• _Task objective_
Take the material below and retype it in full; pictures are left out.
* BEGIN *
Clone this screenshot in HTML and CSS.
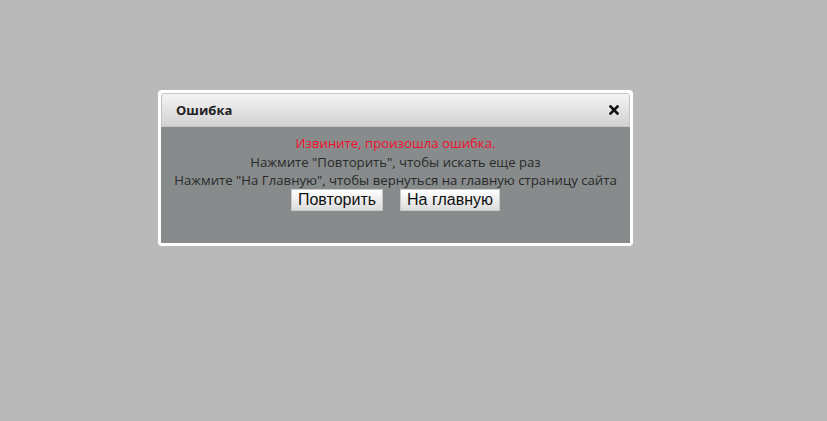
FILE: index.html
```html
<!DOCTYPE html>
<html>
<head>
<meta charset="utf-8">
<link rel="stylesheet" href="styles.css">
</head>
<body>
<div class="dialog">
  <div class="titlebar">
    <span class="title">Ошибка</span>
    <span class="close" aria-label="close">
      <svg width="10" height="10" viewBox="0 0 10 10"><path d="M1.5 1.5 L8.5 8.5 M8.5 1.5 L1.5 8.5" stroke="#111" stroke-width="2.6" stroke-linecap="square"/></svg>
    </span>
  </div>
  <div class="content">
    <div class="msg red">Извините, произошла ошибка.</div>
    <div class="msg">Нажмите "Повторить", чтобы искать еще раз</div>
    <div class="msg">Нажмите "На Главную", чтобы вернуться на главную страницу сайта</div>
    <div class="buttons">
      <button class="btn">Повторить</button>
      <button class="btn">На главную</button>
    </div>
  </div>
</div>
</body>
</html>
```
FILE: styles.css
```css
html, body {
  margin: 0;
  padding: 0;
  background: #b9b9b9;
  height: 100%;
}
body {
  padding: 90px 0 0 158px;
  box-sizing: border-box;
  font-family: "Open Sans", "Noto Sans", sans-serif;
}
.dialog {
  width: 475px;
  box-sizing: border-box;
  background: #fff;
  border: 3px solid #fff;
  border-radius: 4px;
}
.titlebar {
  height: 34px;
  box-sizing: border-box;
  border: 1px solid #c4c4c4;
  border-radius: 3px 3px 0 0;
  background: linear-gradient(#f4f4f4, #d2d2d2);
  display: flex;
  align-items: center;
  justify-content: space-between;
  padding: 0 10px 0 14px;
}
.title {
  font-size: 13px;
  font-weight: bold;
  color: #222;
}
.close {
  display: flex;
  width: 10px;
  height: 10px;
}
.content {
  background: #878b8c;
  height: 116px;
  padding-top: 7px;
  box-sizing: border-box;
  text-align: center;
  color: #2a2a2a;
  font-size: 13.2px;
}
.msg {
  line-height: 18.5px;
}
.red {
  color: #f2102b;
}
.buttons {
  display: flex;
  justify-content: center;
  gap: 17px;
  margin-top: -1px;
}
.btn {
  font-family: "Liberation Sans", Arial, sans-serif;
  font-size: 16px;
  color: #111;
  height: 22px;
  padding: 0 6px;
  border: 1px solid #c8c8c8;
  background: linear-gradient(#ffffff, #dcdcdc);
  border-radius: 0;
  line-height: 20px;
}
```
* END *
• _Response below_
Clone this screenshot in HTML and CSS.
FILE: index.html
```html
<!DOCTYPE html>
<html>
<head>
<meta charset="utf-8">
<link rel="stylesheet" href="styles.css">
</head>
<body>
<div class="dialog">
  <div class="titlebar">
    <span class="title">Ошибка</span>
    <span class="close" aria-label="close">
      <svg width="10" height="10" viewBox="0 0 10 10"><path d="M1.5 1.5 L8.5 8.5 M8.5 1.5 L1.5 8.5" stroke="#111" stroke-width="2.6" stroke-linecap="square"/></svg>
    </span>
  </div>
  <div class="content">
    <div class="msg red">Извините, произошла ошибка.</div>
    <div class="msg">Нажмите "Повторить", чтобы искать еще раз</div>
    <div class="msg">Нажмите "На Главную", чтобы вернуться на главную страницу сайта</div>
    <div class="buttons">
      <button class="btn">Повторить</button>
      <button class="btn">На главную</button>
    </div>
  </div>
</div>
</body>
</html>
```
FILE: styles.css
```css
html, body {
  margin: 0;
  padding: 0;
  background: #b9b9b9;
  height: 100%;
}
body {
  padding: 90px 0 0 158px;
  box-sizing: border-box;
  font-family: "Open Sans", "Noto Sans", sans-serif;
}
.dialog {
  width: 475px;
  box-sizing: border-box;
  background: #fff;
  border: 3px solid #fff;
  border-radius: 4px;
}
.titlebar {
  height: 34px;
  box-sizing: border-box;
  border: 1px solid #c4c4c4;
  border-radius: 3px 3px 0 0;
  background: linear-gradient(#f4f4f4, #d2d2d2);
  display: flex;
  align-items: center;
  justify-content: space-between;
  padding: 0 10px 0 14px;
}
.title {
  font-size: 13px;
  font-weight: bold;
  color: #222;
}
.close {
  display: flex;
  width: 10px;
  height: 10px;
}
.content {
  background: #878b8c;
  height: 116px;
  padding-top: 7px;
  box-sizing: border-box;
  text-align: center;
  color: #2a2a2a;
  font-size: 13.2px;
}
.msg {
  line-height: 18.5px;
}
.red {
  color: #f2102b;
}
.buttons {
  display: flex;
  justify-content: center;
  gap: 17px;
  margin-top: -1px;
}
.btn {
  font-family: "Liberation Sans", Arial, sans-serif;
  font-size: 16px;
  color: #111;
  height: 22px;
  padding: 0 6px;
  border: 1px solid #c8c8c8;
  background: linear-gradient(#ffffff, #dcdcdc);
  border-radius: 0;
  line-height: 20px;
}
```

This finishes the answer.